Ultimately, there are always going to be limits when dealing with downloads. In my mind, this will be either temporarily occupying disk space and then a short-term usage of a block of memory to construct the zip or to occupy a block of memory for longer amounts of time while you stream files into the zip (which is technique I'm not really familiar with). Breaking it off into a separate service and using a queue to limit throughput will add a lot of stability to the system and minimize negative impact on other services, however I think we'll always be beholden to our available disk-space and memory. I don't know if we'll ever be able to handle creating a zip 1MB larger than either the RAM or disk-space of the machine generating the zip. Maybe I'm being short-sighted and there's some zip-on-the-fly-whilst-also-streaming-to-S3 workflow that could handle really huge amounts of data, but in an attempt to be pragmatic I would recommend settling on a "good enough for now, revisit if it looks like it's close to causing issues" solution if we are hoping to get this out any time soon.
@alukach another temporary patch @oliverroick brought up was instead of actually download the files providing links to them. Thoughts?
@wonderchook @oliverroick @alukach I would prefer providing links to resources in the csv instead of including the actual files in the zip. It's a cleaner fix, no technological trade-offs, still provides the same content without disabling the feature, and doesn't require the re-work of the other options. I think continuing to offer it as an export option could be beneficial to our partners on slow connections, as well.
There is a usability issue with just providing the URLs to the resource files as they are stored in S3: the files will be downloaded under their randomized filenames instead of their original filenames. See related issue #778.
I think I misunderstood the need for downloading data. I assumed that we were generating the CSVs in the Request/Response cycle. Are they already on S3 and we're just zipping them up with a Excel document? If so, then we should definitely just provide the links to the user. 👍
@seav HTML5 introduced a download
attribute for a
tags, so we should be good on setting the filename (assuming that it's passed back from the server with the URL to the S3 resource).
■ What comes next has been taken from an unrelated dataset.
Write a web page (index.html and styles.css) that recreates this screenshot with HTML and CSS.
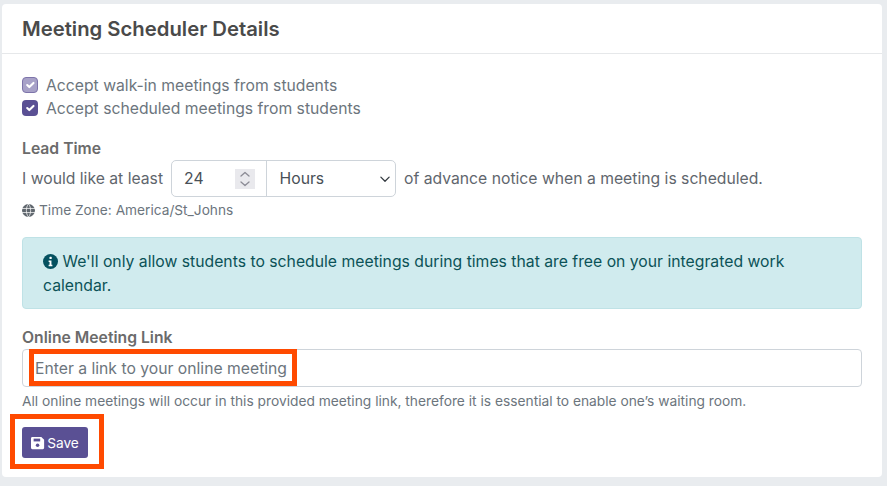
FILE: index.html
```html
<!DOCTYPE html>
<html lang="en">
<head>
<meta charset="utf-8">
<title>Meeting Scheduler Details</title>
<link rel="stylesheet" href="styles.css">
</head>
<body>
<main class="card">
  <header class="card-header"><h1>Meeting Scheduler Details</h1></header>
  <div class="card-body">
    <div class="checks">
      <label class="check"><span class="box box-disabled"><svg viewBox="0 0 20 20" width="14" height="14"><path d="M6 10l3 3 6-6" fill="none" stroke="#fff" stroke-width="3" stroke-linecap="round" stroke-linejoin="round"/></svg></span>Accept walk-in meetings from students</label>
      <label class="check"><span class="box"><svg viewBox="0 0 20 20" width="14" height="14"><path d="M6 10l3 3 6-6" fill="none" stroke="#fff" stroke-width="3" stroke-linecap="round" stroke-linejoin="round"/></svg></span>Accept scheduled meetings from students</label>
    </div>
    <div class="lead-title">Lead Time</div>
    <div class="lead-row">
      <span>I would like at least</span>
      <div class="group">
        <div class="num"><span>24</span><span class="spin"><svg viewBox="0 0 20 20" width="20" height="20"><path d="M6 7l4-3.500 4 3.500M6 13l4 3.500 4-3.500" fill="none" stroke="#8b8b95" stroke-width="1.300" stroke-linecap="round" stroke-linejoin="round"/></svg></span></div>
        <div class="sel"><span>Hours</span><svg viewBox="0 0 16 16" width="12" height="12"><path d="M2.500 5.500L8 11l5.500-5.500" fill="none" stroke="#343a40" stroke-width="1.700" stroke-linecap="round" stroke-linejoin="round"/></svg></div>
      </div>
      <span>of advance notice when a meeting is scheduled.</span>
    </div>
    <div class="tz"><svg viewBox="0 0 16 16" width="13" height="13"><circle cx="8" cy="8" r="8" fill="#5f666d"/><path d="M0 5.500h16M0 10.500h16M8 0C4.500 4 4.500 12 8 16M8 0c3.500 4 3.500 12 0 16" fill="none" stroke="#fff" stroke-width=".9"/></svg><span>Time Zone: America/St_Johns</span></div>
    <div class="alert"><svg class="info" viewBox="0 0 16 16" width="15" height="15"><circle cx="8" cy="8" r="8" fill="#055160"/><rect x="6.900" y="3" width="2.400" height="2.400" rx=".6" fill="#fff"/><path d="M6 7h3v4.500h1v1.500H6v-1.500h1V8.500H6z" fill="#fff"/></svg> We'll only allow students to schedule meetings during times that are free on your integrated work calendar.</div>
    <label class="link-label" for="link">Online Meeting Link</label>
    <input class="link-input" id="link" type="text" placeholder="Enter a link to your online meeting">
    <p class="help">All online meetings will occur in this provided meeting link, therefore it is essential to enable one’s waiting room.</p>
    <button class="save" type="button"><svg viewBox="0 0 16 16" width="14" height="14"><path d="M1.500 1h10.300L15 4.200v9.300c0 .8-.7 1.500-1.500 1.500h-12C.7 15 0 14.300 0 13.500v-11C0 1.700.7 1 1.500 1z" fill="#fff"/><rect x="3" y="3" width="7.500" height="3.200" fill="#5a5094"/><circle cx="7.500" cy="10.500" r="2" fill="#5a5094"/></svg>Save</button>
  </div>
</main>
<div class="mark mark-input"></div>
<div class="mark mark-save"></div>
</body>
</html>
```
FILE: styles.css
```css
* { box-sizing: border-box; }
html, body { height: 100%; }
body {
  margin: 0;
  padding: 4px 5px 9px 2px;
  background: #e9ecef;
  font-family: Inter, "Liberation Sans", sans-serif;
  font-size: 16px;
  color: #6c757d;
  overflow: hidden;
  position: relative;
}
.card {
  height: 473px;
  background: #fff;
  border-radius: 4px;
}
.card-header {
  height: 50px;
  padding: 0 20px;
  border-bottom: 1px solid #e6e8ea;
  display: flex;
  align-items: center;
}
h1 {
  margin: 0;
  font-size: 20.300px;
  font-weight: 600;
  color: #4a4a4a;
}
.card-body { padding: 20px 20px 0; }
.checks { display: flex; flex-direction: column; gap: 1px; }
.check {
  display: flex;
  align-items: center;
  gap: 8px;
  height: 22px;
  font-size: 15.730px;
  color: #6c757d;
}
.box {
  width: 16px;
  height: 16px;
  border-radius: 4px;
  background: #5a5094;
  display: flex;
  align-items: center;
  justify-content: center;
}
.box-disabled { background: #a8a2c8; border: 1px solid #7d74aa; }
.lead-title {
  margin-top: 20px;
  font-size: 15.730px;
  font-weight: 600;
  color: #6b6b6b;
  line-height: 20px;
}
.lead-row {
  margin-top: 1px;
  display: flex;
  align-items: center;
  gap: 8px;
  font-size: 15.730px;
  color: #5f666d;
}
.group {
  width: 225px;
  height: 37px;
  display: flex;
  border: 1px solid #ced4da;
  border-radius: 5px;
}
.num {
  width: 95px;
  border-right: 1px solid #ced4da;
  display: flex;
  align-items: center;
  justify-content: space-between;
  padding: 0 11px 0 12px;
  color: #495057;
}
.spin { width: 20px; height: 20px; background: #e9e9ed; display: block; }
.spin svg { display: block; }
.sel {
  flex: 1;
  display: flex;
  align-items: center;
  justify-content: space-between;
  padding: 0 4px 0 12.500px;
  color: #495057;
}
.tz {
  margin-top: 3px;
  display: flex;
  align-items: center;
  gap: 4px;
  font-size: 13.700px;
  line-height: 20px;
  color: #6c757d;
}
.alert {
  margin-top: 17px;
  height: 72px;
  padding: 12px 20px;
  background: #d0ebee;
  border: 1px solid #bfe2e6;
  border-radius: 4px;
  font-size: 15.750px;
  line-height: 24px;
  color: #0b5257;
}
.info { vertical-align: -2px; }
.link-label {
  display: block;
  margin-top: 18px;
  font-size: 15.730px;
  font-weight: 600;
  line-height: 22px;
  color: #6b6b6b;
}
.link-input {
  display: block;
  margin-top: 0;
  width: 100%;
  height: 38px;
  padding: 0 12px;
  border: 1px solid #ced4da;
  border-radius: 4px;
  font: inherit;
  font-size: 15.730px;
  background: #fff;
}
.link-input::placeholder { color: #6c757d; opacity: 1; }
.help {
  margin: 4px 0 0;
  font-size: 13.780px;
  line-height: 20px;
  color: #6c757d;
}
.save {
  margin-top: 16px;
  width: 66px;
  height: 31px;
  padding: 0;
  border: 0;
  border-radius: 3px;
  background: #5a5094;
  color: #fff;
  font: inherit;
  font-size: 13.700px;
  display: flex;
  align-items: center;
  justify-content: center;
  gap: 2px;
}
.mark { position: absolute; border: 5px solid #ff4a00; }
.mark-input { left: 29px; top: 349px; width: 268px; height: 37px; }
.mark-save { left: 10px; top: 414px; width: 94px; height: 55px; }
```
@alukach, when people try to download a resource file from the resource detail page on our platform, we are already setting the download
attribute to the original filename as can be seen here: https://github.com/Cadasta/cadasta-platform/blob/master/cadasta/templates/resources/project_detail.html#L59
This works on the dev VM when we are using the fake S3 storage, but doesn't work when using the actual S3 storage. Hence issue #778 was filed. Please check out the conversation there for details.
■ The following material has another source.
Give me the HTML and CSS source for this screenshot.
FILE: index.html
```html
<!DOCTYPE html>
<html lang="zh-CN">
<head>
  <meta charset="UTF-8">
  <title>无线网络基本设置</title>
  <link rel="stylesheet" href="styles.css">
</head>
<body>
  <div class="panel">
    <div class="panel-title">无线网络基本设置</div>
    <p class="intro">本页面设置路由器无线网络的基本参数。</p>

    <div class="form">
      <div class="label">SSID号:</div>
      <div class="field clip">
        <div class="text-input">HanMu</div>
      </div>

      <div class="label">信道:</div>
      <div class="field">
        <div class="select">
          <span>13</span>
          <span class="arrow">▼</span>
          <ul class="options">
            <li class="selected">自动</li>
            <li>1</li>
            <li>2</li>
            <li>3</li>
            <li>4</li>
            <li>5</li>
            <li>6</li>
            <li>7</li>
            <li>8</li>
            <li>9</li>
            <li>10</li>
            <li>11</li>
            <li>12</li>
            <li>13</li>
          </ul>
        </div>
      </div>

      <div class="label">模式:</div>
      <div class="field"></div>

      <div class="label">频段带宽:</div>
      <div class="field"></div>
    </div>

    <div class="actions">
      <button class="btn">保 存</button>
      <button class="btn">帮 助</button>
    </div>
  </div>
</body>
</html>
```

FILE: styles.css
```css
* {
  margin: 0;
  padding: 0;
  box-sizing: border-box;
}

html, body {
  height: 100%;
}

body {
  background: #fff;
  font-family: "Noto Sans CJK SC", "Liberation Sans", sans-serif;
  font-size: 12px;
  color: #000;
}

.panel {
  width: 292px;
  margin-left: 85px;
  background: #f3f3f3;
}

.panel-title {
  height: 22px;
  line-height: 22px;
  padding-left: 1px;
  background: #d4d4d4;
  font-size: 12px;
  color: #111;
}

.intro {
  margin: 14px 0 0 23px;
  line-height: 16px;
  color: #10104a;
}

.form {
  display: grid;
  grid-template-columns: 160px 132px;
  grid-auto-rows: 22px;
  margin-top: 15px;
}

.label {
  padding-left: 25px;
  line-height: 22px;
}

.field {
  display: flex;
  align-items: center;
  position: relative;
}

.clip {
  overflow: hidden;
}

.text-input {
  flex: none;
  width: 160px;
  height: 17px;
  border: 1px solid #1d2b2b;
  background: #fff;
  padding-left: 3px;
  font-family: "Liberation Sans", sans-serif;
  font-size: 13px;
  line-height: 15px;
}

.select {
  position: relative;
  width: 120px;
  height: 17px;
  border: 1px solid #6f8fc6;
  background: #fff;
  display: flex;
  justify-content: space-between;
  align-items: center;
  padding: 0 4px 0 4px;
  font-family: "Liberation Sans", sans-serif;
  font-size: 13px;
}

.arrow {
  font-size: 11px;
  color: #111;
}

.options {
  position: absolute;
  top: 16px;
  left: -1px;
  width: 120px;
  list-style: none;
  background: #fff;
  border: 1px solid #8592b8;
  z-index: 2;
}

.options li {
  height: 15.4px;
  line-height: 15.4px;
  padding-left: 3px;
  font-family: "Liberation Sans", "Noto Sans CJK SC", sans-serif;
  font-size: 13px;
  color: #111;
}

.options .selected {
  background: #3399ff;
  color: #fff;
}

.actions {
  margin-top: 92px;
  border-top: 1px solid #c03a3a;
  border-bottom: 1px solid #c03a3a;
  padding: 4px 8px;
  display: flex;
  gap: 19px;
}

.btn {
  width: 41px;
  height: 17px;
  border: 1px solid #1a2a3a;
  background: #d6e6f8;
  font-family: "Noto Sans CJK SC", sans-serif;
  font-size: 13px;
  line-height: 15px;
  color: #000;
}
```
See https://github.com/Cadasta/cadasta-platform/issues/778#issuecomment-299613597
There are existing solutions to these problems. We should focus on implementing this properly; every kludge makes the platform less stable and future development more painful.
@alukach another temporary patch @oliverroick brought up was instead of actually download the files providing links to them. Thoughts?
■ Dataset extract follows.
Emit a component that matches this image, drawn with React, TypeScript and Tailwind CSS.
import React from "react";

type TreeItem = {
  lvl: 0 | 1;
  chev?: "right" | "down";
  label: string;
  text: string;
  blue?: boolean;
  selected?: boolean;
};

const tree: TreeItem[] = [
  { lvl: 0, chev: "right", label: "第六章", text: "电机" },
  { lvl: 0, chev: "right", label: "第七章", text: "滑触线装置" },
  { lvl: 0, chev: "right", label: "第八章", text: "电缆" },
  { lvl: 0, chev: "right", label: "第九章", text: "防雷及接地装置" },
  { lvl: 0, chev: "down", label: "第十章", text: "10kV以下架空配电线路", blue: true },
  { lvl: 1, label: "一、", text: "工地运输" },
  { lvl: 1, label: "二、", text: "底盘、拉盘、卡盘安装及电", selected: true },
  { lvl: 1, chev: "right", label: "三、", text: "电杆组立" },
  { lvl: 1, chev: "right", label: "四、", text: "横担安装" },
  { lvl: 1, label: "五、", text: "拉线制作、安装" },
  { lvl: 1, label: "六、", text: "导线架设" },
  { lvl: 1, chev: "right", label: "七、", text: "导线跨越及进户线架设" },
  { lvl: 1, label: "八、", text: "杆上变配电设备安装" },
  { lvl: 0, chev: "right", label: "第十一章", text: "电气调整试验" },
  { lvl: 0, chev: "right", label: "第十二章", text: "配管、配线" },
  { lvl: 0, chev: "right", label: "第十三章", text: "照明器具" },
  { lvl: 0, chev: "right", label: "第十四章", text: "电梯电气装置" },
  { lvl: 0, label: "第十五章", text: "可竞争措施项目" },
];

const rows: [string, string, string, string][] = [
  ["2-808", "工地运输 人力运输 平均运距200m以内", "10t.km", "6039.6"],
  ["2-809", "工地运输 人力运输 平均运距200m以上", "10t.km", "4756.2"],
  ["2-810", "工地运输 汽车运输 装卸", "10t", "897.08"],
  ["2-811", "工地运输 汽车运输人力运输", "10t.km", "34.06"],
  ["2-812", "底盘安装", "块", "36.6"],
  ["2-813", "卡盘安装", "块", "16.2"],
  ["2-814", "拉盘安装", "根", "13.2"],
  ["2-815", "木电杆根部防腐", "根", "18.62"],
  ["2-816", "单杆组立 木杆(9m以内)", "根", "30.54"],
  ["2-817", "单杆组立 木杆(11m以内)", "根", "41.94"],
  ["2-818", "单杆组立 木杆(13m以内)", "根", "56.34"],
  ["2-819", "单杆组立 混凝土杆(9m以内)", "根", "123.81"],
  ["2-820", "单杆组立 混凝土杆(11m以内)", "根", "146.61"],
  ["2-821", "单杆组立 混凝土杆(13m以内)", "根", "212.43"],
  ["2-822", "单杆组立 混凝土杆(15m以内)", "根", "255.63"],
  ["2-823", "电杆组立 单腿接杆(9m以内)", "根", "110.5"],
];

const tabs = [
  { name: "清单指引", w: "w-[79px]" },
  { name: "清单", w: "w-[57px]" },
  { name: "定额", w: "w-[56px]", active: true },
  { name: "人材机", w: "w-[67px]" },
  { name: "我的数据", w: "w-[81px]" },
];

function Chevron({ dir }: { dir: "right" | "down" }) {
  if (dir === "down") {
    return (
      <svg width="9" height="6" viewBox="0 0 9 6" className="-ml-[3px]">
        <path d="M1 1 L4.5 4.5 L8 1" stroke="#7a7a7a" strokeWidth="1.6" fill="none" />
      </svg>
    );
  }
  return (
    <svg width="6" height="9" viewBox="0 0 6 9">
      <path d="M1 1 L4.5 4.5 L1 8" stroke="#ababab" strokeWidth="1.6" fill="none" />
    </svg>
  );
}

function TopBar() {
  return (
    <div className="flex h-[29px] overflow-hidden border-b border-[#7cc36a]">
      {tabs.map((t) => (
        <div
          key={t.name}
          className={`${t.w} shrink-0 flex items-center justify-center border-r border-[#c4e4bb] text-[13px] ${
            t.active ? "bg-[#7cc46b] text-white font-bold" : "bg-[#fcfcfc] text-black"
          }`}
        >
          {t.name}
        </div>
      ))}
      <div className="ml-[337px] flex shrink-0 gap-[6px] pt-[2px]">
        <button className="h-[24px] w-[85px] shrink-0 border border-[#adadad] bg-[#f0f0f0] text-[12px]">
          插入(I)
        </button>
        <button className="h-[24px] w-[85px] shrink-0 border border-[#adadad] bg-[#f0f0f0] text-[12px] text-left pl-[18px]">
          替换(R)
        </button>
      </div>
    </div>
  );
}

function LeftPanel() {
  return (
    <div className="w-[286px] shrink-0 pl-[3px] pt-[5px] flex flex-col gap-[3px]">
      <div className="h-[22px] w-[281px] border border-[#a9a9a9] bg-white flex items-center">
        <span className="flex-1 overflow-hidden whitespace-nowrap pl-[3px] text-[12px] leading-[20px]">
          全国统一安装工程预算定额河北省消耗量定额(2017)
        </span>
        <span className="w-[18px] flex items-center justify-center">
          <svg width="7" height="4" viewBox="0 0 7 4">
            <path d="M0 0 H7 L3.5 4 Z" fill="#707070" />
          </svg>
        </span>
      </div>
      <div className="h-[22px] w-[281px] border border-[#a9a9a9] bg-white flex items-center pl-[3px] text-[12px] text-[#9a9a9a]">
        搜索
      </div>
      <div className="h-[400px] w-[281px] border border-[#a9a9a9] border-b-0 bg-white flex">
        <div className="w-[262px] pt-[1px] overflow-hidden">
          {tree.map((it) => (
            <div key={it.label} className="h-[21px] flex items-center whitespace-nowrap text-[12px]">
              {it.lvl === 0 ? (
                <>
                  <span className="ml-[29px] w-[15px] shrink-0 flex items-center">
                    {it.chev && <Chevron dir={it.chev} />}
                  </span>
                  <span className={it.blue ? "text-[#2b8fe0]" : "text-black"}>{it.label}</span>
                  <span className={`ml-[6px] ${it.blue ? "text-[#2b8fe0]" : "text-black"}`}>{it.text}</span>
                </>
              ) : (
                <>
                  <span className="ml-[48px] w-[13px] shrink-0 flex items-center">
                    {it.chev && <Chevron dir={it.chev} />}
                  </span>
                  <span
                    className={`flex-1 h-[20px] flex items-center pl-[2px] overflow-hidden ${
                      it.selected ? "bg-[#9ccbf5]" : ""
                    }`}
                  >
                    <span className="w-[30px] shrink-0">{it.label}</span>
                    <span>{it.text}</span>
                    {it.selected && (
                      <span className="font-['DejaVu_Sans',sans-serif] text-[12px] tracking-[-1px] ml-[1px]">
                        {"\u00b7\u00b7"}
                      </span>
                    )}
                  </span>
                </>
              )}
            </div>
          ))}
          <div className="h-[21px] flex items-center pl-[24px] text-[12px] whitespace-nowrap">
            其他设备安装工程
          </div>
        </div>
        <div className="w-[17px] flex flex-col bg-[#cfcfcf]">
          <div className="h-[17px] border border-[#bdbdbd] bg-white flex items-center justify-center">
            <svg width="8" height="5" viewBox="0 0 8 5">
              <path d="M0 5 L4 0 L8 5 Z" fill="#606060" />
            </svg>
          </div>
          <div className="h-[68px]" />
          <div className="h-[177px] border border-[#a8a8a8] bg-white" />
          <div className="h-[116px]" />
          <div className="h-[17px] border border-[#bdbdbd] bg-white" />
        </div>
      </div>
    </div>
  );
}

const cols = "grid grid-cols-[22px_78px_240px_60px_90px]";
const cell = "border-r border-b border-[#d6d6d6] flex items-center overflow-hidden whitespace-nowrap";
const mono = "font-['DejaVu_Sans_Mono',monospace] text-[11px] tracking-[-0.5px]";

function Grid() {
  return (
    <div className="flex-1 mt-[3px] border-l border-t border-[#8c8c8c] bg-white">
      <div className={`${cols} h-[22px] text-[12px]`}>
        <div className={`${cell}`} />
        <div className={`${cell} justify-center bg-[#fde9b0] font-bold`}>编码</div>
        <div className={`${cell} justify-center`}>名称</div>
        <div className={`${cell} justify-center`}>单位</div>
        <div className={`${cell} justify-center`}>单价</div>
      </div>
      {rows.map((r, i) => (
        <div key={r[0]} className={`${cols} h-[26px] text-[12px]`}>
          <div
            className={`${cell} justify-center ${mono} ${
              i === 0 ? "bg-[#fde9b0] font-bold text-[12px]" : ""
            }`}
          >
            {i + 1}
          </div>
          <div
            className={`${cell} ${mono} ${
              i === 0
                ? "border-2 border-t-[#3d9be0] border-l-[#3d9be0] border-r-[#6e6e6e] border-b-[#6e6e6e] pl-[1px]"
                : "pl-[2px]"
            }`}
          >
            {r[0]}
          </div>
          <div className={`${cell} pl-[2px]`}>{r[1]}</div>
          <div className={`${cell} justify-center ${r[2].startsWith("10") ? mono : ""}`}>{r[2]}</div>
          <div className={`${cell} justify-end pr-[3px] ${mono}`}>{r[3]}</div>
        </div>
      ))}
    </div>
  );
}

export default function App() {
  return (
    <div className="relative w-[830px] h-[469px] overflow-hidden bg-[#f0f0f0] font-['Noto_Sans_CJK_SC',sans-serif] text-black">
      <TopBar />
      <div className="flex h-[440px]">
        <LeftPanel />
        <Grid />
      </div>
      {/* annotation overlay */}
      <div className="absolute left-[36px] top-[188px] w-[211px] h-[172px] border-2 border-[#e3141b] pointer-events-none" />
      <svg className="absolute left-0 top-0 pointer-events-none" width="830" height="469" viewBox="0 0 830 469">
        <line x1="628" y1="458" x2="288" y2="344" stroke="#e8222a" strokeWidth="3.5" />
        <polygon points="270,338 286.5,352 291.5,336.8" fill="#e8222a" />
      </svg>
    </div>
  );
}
I think that would make things much more complicated for the users. Just with a project with a couple of hundreds of resources, the user will need to spend much time downloading the resources individually. And with project with thousands of records would be really difficult for a regular user to retrieve all the resources. They would need some knowledge to create a simple script to retrieve all resources from the list of links, and this is something that we cannot expect from our regular users.
@dpalomino do you have any specific use cases of how people use the export function? If someone wanted to export all the resources what would they be doing?
@wonderchook, @dpalomino: I think the largest use case for exporting resources is to bulk print. There's currently no easy way to bulk print all resources, deeds or titles, for example in Cadasta, right?
@SteadyCadence okay so it would be good to capture also that use case as a feature request. Since I think downloading all the resources and individually printing them is sorta a work around for that as well.
Not saying we shouldn't allow bulk download, we should also get to the root problem users are trying to solve.
@SteadyCadence okay so it would be good to capture also that use case as a feature request. Since I think downloading all the resources and individually printing them is sorta a work around for that as well.
Not saying we shouldn't allow bulk download, we should also get to the root problem users are trying to solve.
I'd mention the following use cases (apart from the printing deeds or other documents):
With the implementation of #490, this problem should be alleviated a bit. To be revisited then.
Fix with async exports
@oliverroick I actually think this is about search exports and is thus still outstanding. Feel free to close if you disagree.
https://github.com/Cadasta/cadasta-platform/blob/master/cadasta/search/export/resource.py#L56
Search export as currently implemented uses
curl
to download all project resource files from S3 to the local server to build the .zip file. For any project with the typical volume of resources expected in production, this operation will result in exceeding the server's available local disk space, and cause a total platform outage. This feature should not be deployed until implementation is altered.